All that remains is actually hosting the baby shower. Since the entire process has been overseen by a faculty member and led by an engaged student, it is a remarkable success. Student participation is high, moms are blessed, and a partnership between our school and the community is established. And all of this because a student was allowed the freedom within our school’s programming to explore how God made her and what he wants her to pursue. 

Some Final Thoughts

The above example is a quick synopsis of what we try to lead each of our students toward. Anyone in education knows that for every exemplar there are equally as many that do not quite meet the expectation. That is okay because even if students cannot execute this fully, they are learning to apply Jesus’ example to how they see their place in the world. This is invaluable.

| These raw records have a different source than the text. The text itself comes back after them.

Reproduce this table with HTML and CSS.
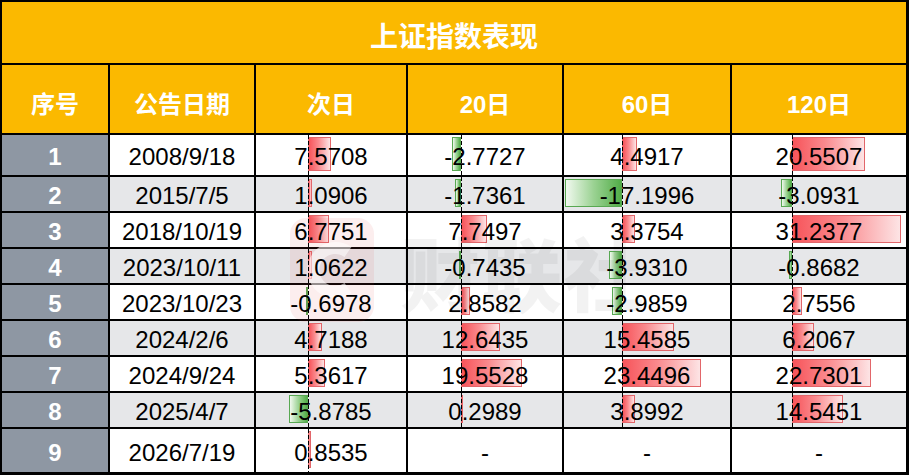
FILE: index.html
```html
<!DOCTYPE html>
<html lang="zh-CN">
<head>
<meta charset="utf-8">
<title>上证指数表现</title>
<link rel="stylesheet" href="styles.css">
</head>
<body>
<div class="sheet">
  <div class="grid">
    <div class="title">上证指数表现</div>
    <div class="hd">序号</div>
    <div class="hd">公告日期</div>
    <div class="hd">次日</div>
    <div class="hd">20日</div>
    <div class="hd">60日</div>
    <div class="hd">120日</div>

    <div class="idx">1</div>
    <div class="cell">2008/9/18</div>
    <div class="cell c1"><span class="bar pos" style="width:23px"></span><span class="axis"></span><span class="val">7.5708</span></div>
    <div class="cell c2"><span class="bar neg" style="width:9px"></span><span class="axis"></span><span class="val">-2.7727</span></div>
    <div class="cell c3"><span class="bar pos" style="width:15px"></span><span class="axis"></span><span class="val">4.4917</span></div>
    <div class="cell c4"><span class="bar pos" style="width:73px"></span><span class="axis"></span><span class="val">20.5507</span></div>

    <div class="idx">2</div>
    <div class="cell alt">2015/7/5</div>
    <div class="cell alt c1"><span class="bar pos" style="width:4px"></span><span class="axis"></span><span class="val">1.0906</span></div>
    <div class="cell alt c2"><span class="bar neg" style="width:6px"></span><span class="axis"></span><span class="val">-1.7361</span></div>
    <div class="cell alt c3"><span class="bar neg" style="width:57px"></span><span class="axis"></span><span class="val">-17.1996</span></div>
    <div class="cell alt c4"><span class="bar neg" style="width:11px"></span><span class="axis"></span><span class="val">-3.0931</span></div>

    <div class="idx">3</div>
    <div class="cell">2018/10/19</div>
    <div class="cell c1"><span class="bar pos" style="width:21px"></span><span class="axis"></span><span class="val">6.7751</span></div>
    <div class="cell c2"><span class="bar pos" style="width:26px"></span><span class="axis"></span><span class="val">7.7497</span></div>
    <div class="cell c3"><span class="bar pos" style="width:13px"></span><span class="axis"></span><span class="val">3.3754</span></div>
    <div class="cell c4"><span class="bar pos" style="width:109px"></span><span class="axis"></span><span class="val">31.2377</span></div>

    <div class="idx">4</div>
    <div class="cell alt">2023/10/11</div>
    <div class="cell alt c1"><span class="bar pos" style="width:4px"></span><span class="axis"></span><span class="val">1.0622</span></div>
    <div class="cell alt c2"><span class="bar neg" style="width:2px"></span><span class="axis"></span><span class="val">-0.7435</span></div>
    <div class="cell alt c3"><span class="bar neg" style="width:13px"></span><span class="axis"></span><span class="val">-3.9310</span></div>
    <div class="cell alt c4"><span class="bar neg" style="width:3px"></span><span class="axis"></span><span class="val">-0.8682</span></div>

    <div class="idx">5</div>
    <div class="cell">2023/10/23</div>
    <div class="cell c1"><span class="bar neg" style="width:2px"></span><span class="axis"></span><span class="val">-0.6978</span></div>
    <div class="cell c2"><span class="bar pos" style="width:9px"></span><span class="axis"></span><span class="val">2.8582</span></div>
    <div class="cell c3"><span class="bar neg" style="width:10px"></span><span class="axis"></span><span class="val">-2.9859</span></div>
    <div class="cell c4"><span class="bar pos" style="width:10px"></span><span class="axis"></span><span class="val">2.7556</span></div>

    <div class="idx">6</div>
    <div class="cell alt">2024/2/6</div>
    <div class="cell alt c1"><span class="bar pos" style="width:14px"></span><span class="axis"></span><span class="val">4.7188</span></div>
    <div class="cell alt c2"><span class="bar pos" style="width:39px"></span><span class="axis"></span><span class="val">12.6435</span></div>
    <div class="cell alt c3"><span class="bar pos" style="width:52px"></span><span class="axis"></span><span class="val">15.4585</span></div>
    <div class="cell alt c4"><span class="bar pos" style="width:22px"></span><span class="axis"></span><span class="val">6.2067</span></div>

    <div class="idx">7</div>
    <div class="cell">2024/9/24</div>
    <div class="cell c1"><span class="bar pos" style="width:17px"></span><span class="axis"></span><span class="val">5.3617</span></div>
    <div class="cell c2"><span class="bar pos" style="width:61px"></span><span class="axis"></span><span class="val">19.5528</span></div>
    <div class="cell c3"><span class="bar pos" style="width:79px"></span><span class="axis"></span><span class="val">23.4496</span></div>
    <div class="cell c4"><span class="bar pos" style="width:79px"></span><span class="axis"></span><span class="val">22.7301</span></div>

    <div class="idx">8</div>
    <div class="cell alt">2025/4/7</div>
    <div class="cell alt c1"><span class="bar neg" style="width:19px"></span><span class="axis"></span><span class="val">-5.8785</span></div>
    <div class="cell alt c2"><span class="bar pos" style="width:2px"></span><span class="axis"></span><span class="val">0.2989</span></div>
    <div class="cell alt c3"><span class="bar pos" style="width:13px"></span><span class="axis"></span><span class="val">3.8992</span></div>
    <div class="cell alt c4"><span class="bar pos" style="width:51px"></span><span class="axis"></span><span class="val">14.5451</span></div>

    <div class="idx">9</div>
    <div class="cell">2026/7/19</div>
    <div class="cell c1"><span class="bar pos" style="width:3px"></span><span class="axis"></span><span class="val">0.8535</span></div>
    <div class="cell"><span class="val">-</span></div>
    <div class="cell"><span class="val">-</span></div>
    <div class="cell"><span class="val">-</span></div>
  </div>

  <div class="watermark" aria-hidden="true">
    <svg class="wm-logo" width="84" height="104" viewBox="0 0 84 104">
      <rect x="0" y="0" width="84" height="104" rx="16" fill="#e0403f" fill-opacity="0.09"/>
      <path d="M58 34 A22 22 0 1 0 58 70" fill="none" stroke="#ffffff" stroke-opacity="0.55" stroke-width="12"/>
    </svg>
    <span class="wm-text">财联社</span>
  </div>
</div>
</body>
</html>
```

FILE: styles.css
```css
html, body {
  margin: 0;
  padding: 0;
  background: #ffffff;
}

.sheet {
  position: relative;
  width: 909px;
  height: 475px;
  font-family: "Liberation Sans", "Noto Sans CJK SC", Arial, sans-serif;
}

.grid {
  display: grid;
  grid-template-columns: 106px 144px 150px 154px 166px 174px;
  grid-template-rows: 61px 68px 40px repeat(7, 34px) 43px;
  gap: 2px;
  padding: 2px 3px 3px 2px;
  background: #000000;
  box-sizing: border-box;
  width: 909px;
  height: 475px;
}

.title {
  grid-column: 1 / -1;
  background: #fbb900;
  color: #ffffff;
  font-family: "Noto Sans CJK SC", sans-serif;
  font-weight: 700;
  font-size: 28px;
  display: flex;
  align-items: center;
  justify-content: center;
  padding-top: 5px;
  box-sizing: border-box;
}

.hd {
  background: #fbb900;
  color: #ffffff;
  font-weight: 700;
  font-size: 24px;
  display: flex;
  align-items: center;
  justify-content: center;
  padding-top: 6px;
  box-sizing: border-box;
}

.idx {
  background: #8e97a3;
  color: #ffffff;
  font-weight: 700;
  font-size: 24px;
  display: flex;
  align-items: center;
  justify-content: center;
  padding-top: 4px;
  box-sizing: border-box;
}

.cell {
  position: relative;
  background: #ffffff;
  color: #000000;
  font-size: 24px;
  display: flex;
  align-items: center;
  justify-content: center;
  padding-top: 4px;
  box-sizing: border-box;
}

.cell.alt {
  background: #e6e7e9;
}

.c1 { --axis: 52px; }
.c2 { --axis: 53px; }
.c3 { --axis: 58px; }
.c4 { --axis: 60px; }

.val {
  position: relative;
  z-index: 2;
}

.bar {
  position: absolute;
  top: 2px;
  bottom: 4px;
  box-sizing: border-box;
}

.bar.pos {
  left: var(--axis);
  background: linear-gradient(to right, #f7545a 0%, #fa8a8e 45%, #fde4e5 100%);
  border: 1px solid #e2666a;
}

.bar.neg {
  right: calc(100% - var(--axis));
  background: linear-gradient(to left, #52ad48 0%, #9bd293 50%, #f1f9ef 100%);
  border: 1px solid #58a852;
}

.axis {
  position: absolute;
  top: 0;
  bottom: 0;
  left: var(--axis);
  width: 1px;
  background: repeating-linear-gradient(to bottom, #000000 0 4px, transparent 4px 6px);
  z-index: 3;
}

.watermark {
  position: absolute;
  left: 290px;
  top: 218px;
  display: flex;
  align-items: center;
  gap: 26px;
  z-index: 1;
  pointer-events: none;
}

.wm-logo {
  display: block;
}

.wm-text {
  font-family: "Noto Sans CJK SC", sans-serif;
  font-weight: 900;
  font-size: 80px;
  line-height: 1;
  color: rgba(0, 0, 0, 0.05);
  letter-spacing: 2px;
}
```
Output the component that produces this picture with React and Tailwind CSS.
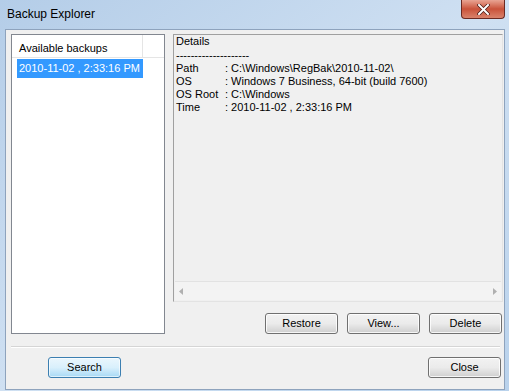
import React from 'react';

const font = { fontFamily: '"Liberation Sans", Arial, sans-serif' };

const WinButton = ({ children, primary }) => (
  <button
    className={
      primary
        ? 'w-[73px] h-[21px] rounded-[3px] border border-[#3c7fb1] bg-linear-to-b from-[#eaf6fd] via-[#d9f0fc] to-[#a7d9f5] text-[11px] text-black shadow-[inset_0_0_0_1px_#ffffff99]'
        : 'w-[73px] h-[21px] rounded-[3px] border border-[#707070] bg-linear-to-b from-[#f2f2f2] via-[#ebebeb] to-[#cfcfcf] text-[11px] text-black shadow-[inset_0_0_0_1px_#ffffffcc]'
    }
  >
    {children}
  </button>
);

const details = [
  ['Path', ': C:\\Windows\\RegBak\\2010-11-02\\'],
  ['OS', ': Windows 7 Business, 64-bit (build 7600)'],
  ['OS Root', ': C:\\Windows'],
  ['Time', ': 2010-11-02 , 2:33:16 PM'],
];

const App = () => {
  return (
    <div
      className="w-[509px] h-[391px] flex flex-col bg-linear-to-br from-[#b4cde8] via-[#cfe0f2] to-[#b9d2ec]"
      style={font}
    >
      {/* Title bar */}
      <div className="h-[29px] flex items-start justify-between">
        <span className="pl-[7px] pt-[5px] text-[12px] text-black">Backup Explorer</span>
        <div className="mr-[4px] w-[44px] h-[19px] rounded-b-[4px] border border-t-0 border-[#6b2a22] bg-linear-to-b from-[#e8a493] via-[#c9523a] to-[#d9826b] flex items-center justify-center">
          <svg width="13" height="11" viewBox="0 0 13 11">
            <path d="M2 1 L11 10 M11 1 L2 10" stroke="#4a1a14" strokeWidth="3.4" strokeLinecap="square" />
            <path d="M2 1 L11 10 M11 1 L2 10" stroke="#ffffff" strokeWidth="2" strokeLinecap="square" />
          </svg>
        </div>
      </div>

      {/* Client area */}
      <div className="flex-1 ml-[5px] mr-[4px] mb-[1px] bg-[#f0f0f0] border border-[#8ea3bd] flex flex-col pl-[5px] pr-[1px] pt-[4px]">
        <div className="flex gap-[8px]">
          {/* Backups list */}
          <div className="w-[154px] h-[300px] bg-white border border-[#828790] flex flex-col">
            <div className="h-[23px] flex border-b border-[#e5e5e5]">
              <div className="w-[131px] border-r border-[#e5e5e5] text-[11px] text-black pl-[7px] pt-[5px]">
                Available backups
              </div>
            </div>
            <div className="pl-[5px] pt-[1px]">
              <div className="w-[126px] h-[19px] bg-[#3399ff] text-white text-[11px] pl-[2px] flex items-center">
                2010-11-02 , 2:33:16 PM
              </div>
            </div>
          </div>

          {/* Details column */}
          <div className="w-[330px] flex flex-col">
            <div className="h-[268px] border border-[#a0a0a0] border-r-[#e3e3e3] border-b-[#e3e3e3] bg-[#f0f0f0] flex flex-col">
              <div className="flex-1 pl-[2px] text-[11px] leading-[13px] text-black">
                <div>Details</div>
                <div className="pt-[1px]">--------------------</div>
                {details.map(([k, v]) => (
                  <div key={k} className="flex">
                    <span className="w-[49px]">{k}</span>
                    <span>{v}</span>
                  </div>
                ))}
              </div>
              <div className="h-[19px] mx-[1px] mb-[1px] border-t border-[#e2e2e2] bg-[#f3f3f3] flex items-center justify-between px-[4px]">
                <svg width="5" height="7" viewBox="0 0 5 7">
                  <path d="M4 0 L0 3.5 L4 7 Z" fill="#b0b0b0" />
                </svg>
                <svg width="5" height="7" viewBox="0 0 5 7">
                  <path d="M1 0 L5 3.5 L1 7 Z" fill="#b0b0b0" />
                </svg>
              </div>
            </div>
            <div className="mt-[11px] flex justify-end gap-[9px] pr-[1px]">
              <WinButton>Restore</WinButton>
              <WinButton>View...</WinButton>
              <WinButton>Delete</WinButton>
            </div>
          </div>
        </div>

        {/* Separator */}
        <div className="mt-[12px] mr-[3px] border-t border-[#d5d5d5] border-b border-b-white" />

        {/* Footer */}
        <div className="mt-[9px] flex justify-between pl-[37px] pr-[2px]">
          <WinButton primary>Search</WinButton>
          <WinButton>Close</WinButton>
        </div>
      </div>
    </div>
  );
};

export default App;
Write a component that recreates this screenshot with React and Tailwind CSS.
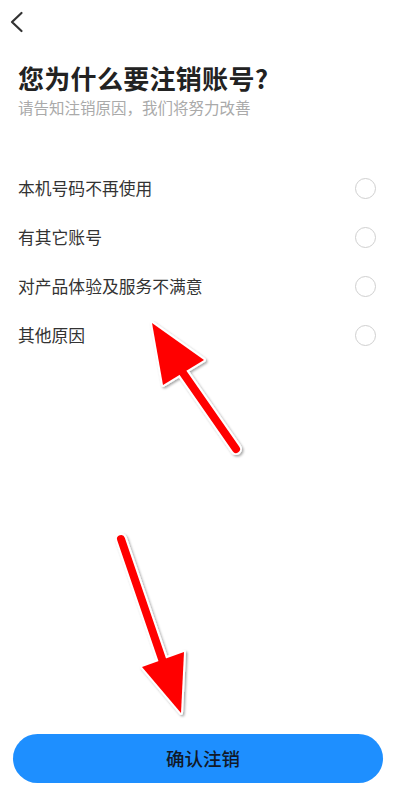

Our job as Christian educators is to properly equip students through instruction that helps position them to engage the community. After imparting this biblical worldview, we need to empower students through opportunities. This may mean creating space in their schedules so they can enact what we are challenging them to think through. At our school, we have created a Bible elective that students can opt into for the sole purpose of community engagement through projects similar to the community-wide baby shower referenced above. By giving the students a designated time and place to work on community engagement, we have freed them up to pursue the connections between their talents, dreams, and passions and areas of need in our local context. 

Finally, we enlist students through community partnerships. If your school is not connected to local agencies, especially faith-based organizations, who are committed to bringing mercy, justice, and healing, then you need to begin reaching out. Learn their stories and retell them well. Invite them into your school so students can put names to faces. Go out and meet with those leaders and advocate for their mission, notably when they align with God’s mission for his Church. In other words, introduce the community to your student body.

The incarnation placed Jesus in a local context amongst humanity. His example is a model we are to follow. We believe doing so will effectively bring the same hope, healing, redemption, and restoration that was experienced by those in Jesus’ orbit to our neighbors (John 14:12). Our desire is for our school to be rooted and present in our community, and my prayer is your school would be too. Be encouraged as you advance God’s kingdom.